Objective: Quote only the lines from the line containing "Write the React" to the line containing "import React from", with both of those lines included, please, exactly as written.

[Code that builds pages]
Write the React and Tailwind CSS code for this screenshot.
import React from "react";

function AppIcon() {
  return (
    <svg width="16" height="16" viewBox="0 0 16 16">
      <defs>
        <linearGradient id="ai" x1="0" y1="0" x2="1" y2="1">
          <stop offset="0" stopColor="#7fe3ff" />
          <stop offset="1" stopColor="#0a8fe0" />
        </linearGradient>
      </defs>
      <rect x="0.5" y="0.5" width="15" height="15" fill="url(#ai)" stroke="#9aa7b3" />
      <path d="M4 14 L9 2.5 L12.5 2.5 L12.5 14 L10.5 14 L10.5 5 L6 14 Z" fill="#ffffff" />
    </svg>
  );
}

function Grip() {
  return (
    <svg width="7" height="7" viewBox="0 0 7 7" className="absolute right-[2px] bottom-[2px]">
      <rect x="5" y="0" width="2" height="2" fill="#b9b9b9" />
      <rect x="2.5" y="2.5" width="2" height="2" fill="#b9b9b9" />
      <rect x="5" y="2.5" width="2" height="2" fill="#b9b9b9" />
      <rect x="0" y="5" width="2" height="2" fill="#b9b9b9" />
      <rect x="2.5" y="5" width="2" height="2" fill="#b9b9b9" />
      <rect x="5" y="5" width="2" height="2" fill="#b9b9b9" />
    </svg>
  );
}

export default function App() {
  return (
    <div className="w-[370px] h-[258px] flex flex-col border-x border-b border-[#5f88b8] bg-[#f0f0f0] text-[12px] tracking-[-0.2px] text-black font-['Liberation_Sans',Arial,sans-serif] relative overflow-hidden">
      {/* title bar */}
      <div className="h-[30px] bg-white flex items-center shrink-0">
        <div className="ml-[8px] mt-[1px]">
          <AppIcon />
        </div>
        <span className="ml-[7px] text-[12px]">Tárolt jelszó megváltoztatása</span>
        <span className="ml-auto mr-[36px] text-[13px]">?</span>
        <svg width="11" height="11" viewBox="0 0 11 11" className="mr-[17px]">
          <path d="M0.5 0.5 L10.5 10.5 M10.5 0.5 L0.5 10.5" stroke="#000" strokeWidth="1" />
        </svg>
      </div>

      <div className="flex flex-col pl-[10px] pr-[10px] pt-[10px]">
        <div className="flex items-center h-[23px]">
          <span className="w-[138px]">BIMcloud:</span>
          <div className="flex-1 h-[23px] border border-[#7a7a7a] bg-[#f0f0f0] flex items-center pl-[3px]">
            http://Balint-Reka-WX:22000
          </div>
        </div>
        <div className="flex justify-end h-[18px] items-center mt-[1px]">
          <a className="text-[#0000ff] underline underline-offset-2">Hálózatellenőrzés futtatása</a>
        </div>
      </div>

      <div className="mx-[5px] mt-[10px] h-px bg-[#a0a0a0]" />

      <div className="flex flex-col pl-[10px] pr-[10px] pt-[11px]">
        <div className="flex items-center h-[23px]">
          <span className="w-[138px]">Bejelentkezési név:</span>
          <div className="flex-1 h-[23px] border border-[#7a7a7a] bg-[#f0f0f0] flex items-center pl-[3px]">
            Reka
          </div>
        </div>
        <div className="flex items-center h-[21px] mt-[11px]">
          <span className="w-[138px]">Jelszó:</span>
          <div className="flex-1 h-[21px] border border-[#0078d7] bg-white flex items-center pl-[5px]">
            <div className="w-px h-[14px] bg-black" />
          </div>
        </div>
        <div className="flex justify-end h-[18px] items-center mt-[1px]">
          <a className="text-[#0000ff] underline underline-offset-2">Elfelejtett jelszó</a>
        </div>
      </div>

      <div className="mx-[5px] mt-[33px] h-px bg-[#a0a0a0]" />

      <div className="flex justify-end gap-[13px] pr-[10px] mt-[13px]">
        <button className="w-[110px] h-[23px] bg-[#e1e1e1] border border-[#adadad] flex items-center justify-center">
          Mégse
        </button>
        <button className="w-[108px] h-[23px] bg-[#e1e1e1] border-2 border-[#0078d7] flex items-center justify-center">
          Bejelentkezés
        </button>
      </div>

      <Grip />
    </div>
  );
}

==

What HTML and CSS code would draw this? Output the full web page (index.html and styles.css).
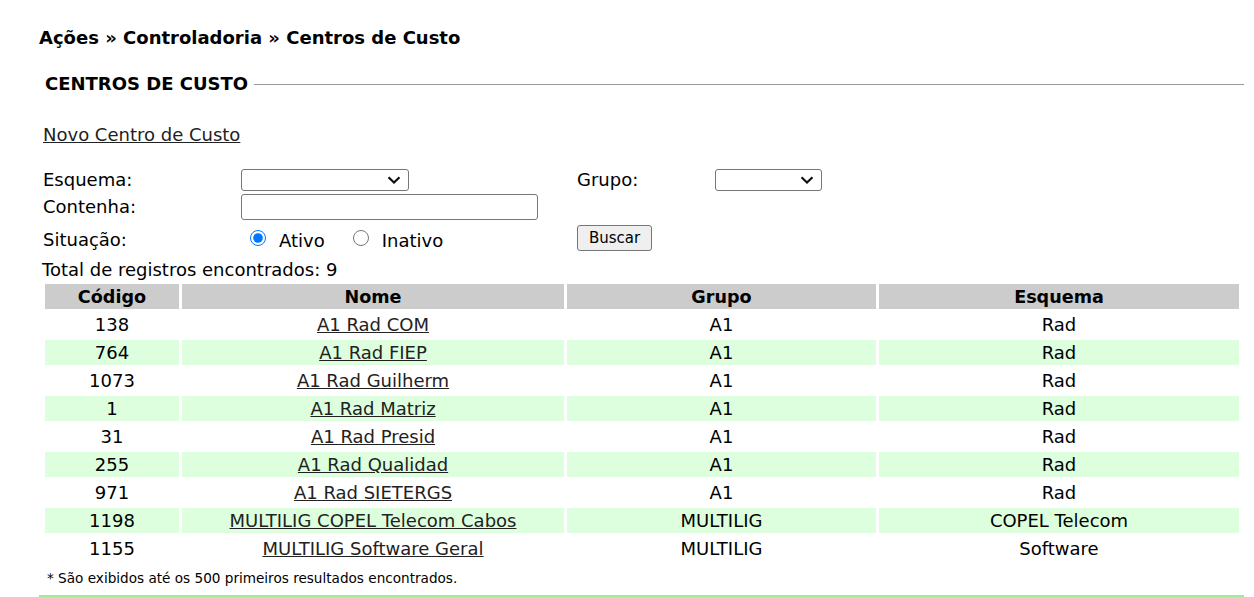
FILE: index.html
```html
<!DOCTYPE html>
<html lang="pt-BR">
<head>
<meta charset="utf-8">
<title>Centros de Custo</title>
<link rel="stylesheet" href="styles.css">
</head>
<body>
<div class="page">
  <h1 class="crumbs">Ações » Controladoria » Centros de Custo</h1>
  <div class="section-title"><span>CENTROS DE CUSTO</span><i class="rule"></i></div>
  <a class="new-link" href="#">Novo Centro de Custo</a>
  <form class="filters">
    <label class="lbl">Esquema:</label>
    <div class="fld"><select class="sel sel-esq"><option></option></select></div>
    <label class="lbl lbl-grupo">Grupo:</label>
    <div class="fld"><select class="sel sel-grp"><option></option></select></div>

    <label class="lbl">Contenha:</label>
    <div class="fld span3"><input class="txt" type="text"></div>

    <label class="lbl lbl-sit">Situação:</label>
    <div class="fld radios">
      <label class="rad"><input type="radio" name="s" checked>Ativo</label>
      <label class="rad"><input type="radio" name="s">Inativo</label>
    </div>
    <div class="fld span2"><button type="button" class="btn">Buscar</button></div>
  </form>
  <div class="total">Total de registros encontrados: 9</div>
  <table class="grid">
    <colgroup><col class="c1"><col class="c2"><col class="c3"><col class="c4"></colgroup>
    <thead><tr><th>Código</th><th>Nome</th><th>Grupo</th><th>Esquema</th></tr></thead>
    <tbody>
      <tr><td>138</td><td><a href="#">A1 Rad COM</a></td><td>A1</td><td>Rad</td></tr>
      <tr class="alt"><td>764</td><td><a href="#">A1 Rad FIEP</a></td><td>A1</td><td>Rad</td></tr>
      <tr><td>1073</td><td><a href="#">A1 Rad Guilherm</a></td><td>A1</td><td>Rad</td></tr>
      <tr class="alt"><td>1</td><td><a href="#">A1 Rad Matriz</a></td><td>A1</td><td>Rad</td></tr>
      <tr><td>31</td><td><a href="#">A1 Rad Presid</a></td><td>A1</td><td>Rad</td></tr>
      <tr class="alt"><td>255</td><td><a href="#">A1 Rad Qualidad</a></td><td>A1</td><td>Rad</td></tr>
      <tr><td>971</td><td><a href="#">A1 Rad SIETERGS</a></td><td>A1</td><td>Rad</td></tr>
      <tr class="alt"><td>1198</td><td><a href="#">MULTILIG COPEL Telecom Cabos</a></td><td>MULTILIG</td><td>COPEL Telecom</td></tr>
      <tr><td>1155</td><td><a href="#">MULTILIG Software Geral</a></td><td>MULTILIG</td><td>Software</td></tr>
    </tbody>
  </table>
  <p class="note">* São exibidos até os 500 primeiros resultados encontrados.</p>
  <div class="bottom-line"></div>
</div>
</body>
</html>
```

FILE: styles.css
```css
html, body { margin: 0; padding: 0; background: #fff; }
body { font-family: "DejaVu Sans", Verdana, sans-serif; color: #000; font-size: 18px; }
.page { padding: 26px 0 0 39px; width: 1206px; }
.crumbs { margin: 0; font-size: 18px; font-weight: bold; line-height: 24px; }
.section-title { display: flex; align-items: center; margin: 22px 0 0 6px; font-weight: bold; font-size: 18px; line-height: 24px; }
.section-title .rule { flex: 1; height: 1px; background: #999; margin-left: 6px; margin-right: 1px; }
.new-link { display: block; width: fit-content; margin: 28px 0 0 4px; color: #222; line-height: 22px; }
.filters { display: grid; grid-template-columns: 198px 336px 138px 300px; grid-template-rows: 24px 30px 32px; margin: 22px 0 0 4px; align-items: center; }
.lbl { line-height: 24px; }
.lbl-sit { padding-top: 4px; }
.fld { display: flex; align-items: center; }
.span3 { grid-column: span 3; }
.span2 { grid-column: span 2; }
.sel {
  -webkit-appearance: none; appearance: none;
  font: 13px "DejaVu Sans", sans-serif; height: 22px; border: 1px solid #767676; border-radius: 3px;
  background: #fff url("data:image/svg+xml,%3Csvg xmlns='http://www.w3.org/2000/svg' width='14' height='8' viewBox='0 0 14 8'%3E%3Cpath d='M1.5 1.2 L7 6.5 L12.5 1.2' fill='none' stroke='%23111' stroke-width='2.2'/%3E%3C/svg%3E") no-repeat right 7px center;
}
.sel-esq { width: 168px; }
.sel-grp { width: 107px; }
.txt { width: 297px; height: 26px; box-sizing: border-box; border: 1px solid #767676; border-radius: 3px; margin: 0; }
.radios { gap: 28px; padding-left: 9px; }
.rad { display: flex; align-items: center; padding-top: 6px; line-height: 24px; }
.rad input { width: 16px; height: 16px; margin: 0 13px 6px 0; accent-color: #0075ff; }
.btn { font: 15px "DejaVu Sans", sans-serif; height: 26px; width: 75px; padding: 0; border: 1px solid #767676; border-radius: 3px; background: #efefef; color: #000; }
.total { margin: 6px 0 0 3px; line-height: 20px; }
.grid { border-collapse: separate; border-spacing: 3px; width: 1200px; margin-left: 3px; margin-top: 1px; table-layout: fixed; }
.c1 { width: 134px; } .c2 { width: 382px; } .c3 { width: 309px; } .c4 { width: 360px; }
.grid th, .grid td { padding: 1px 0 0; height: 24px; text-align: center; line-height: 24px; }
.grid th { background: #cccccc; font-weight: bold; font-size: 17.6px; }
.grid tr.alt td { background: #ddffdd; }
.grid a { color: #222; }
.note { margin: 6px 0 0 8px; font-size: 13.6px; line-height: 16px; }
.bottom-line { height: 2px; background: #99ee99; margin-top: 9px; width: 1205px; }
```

Finished task:
Write the React and Tailwind CSS code for this screenshot.
import React from "react";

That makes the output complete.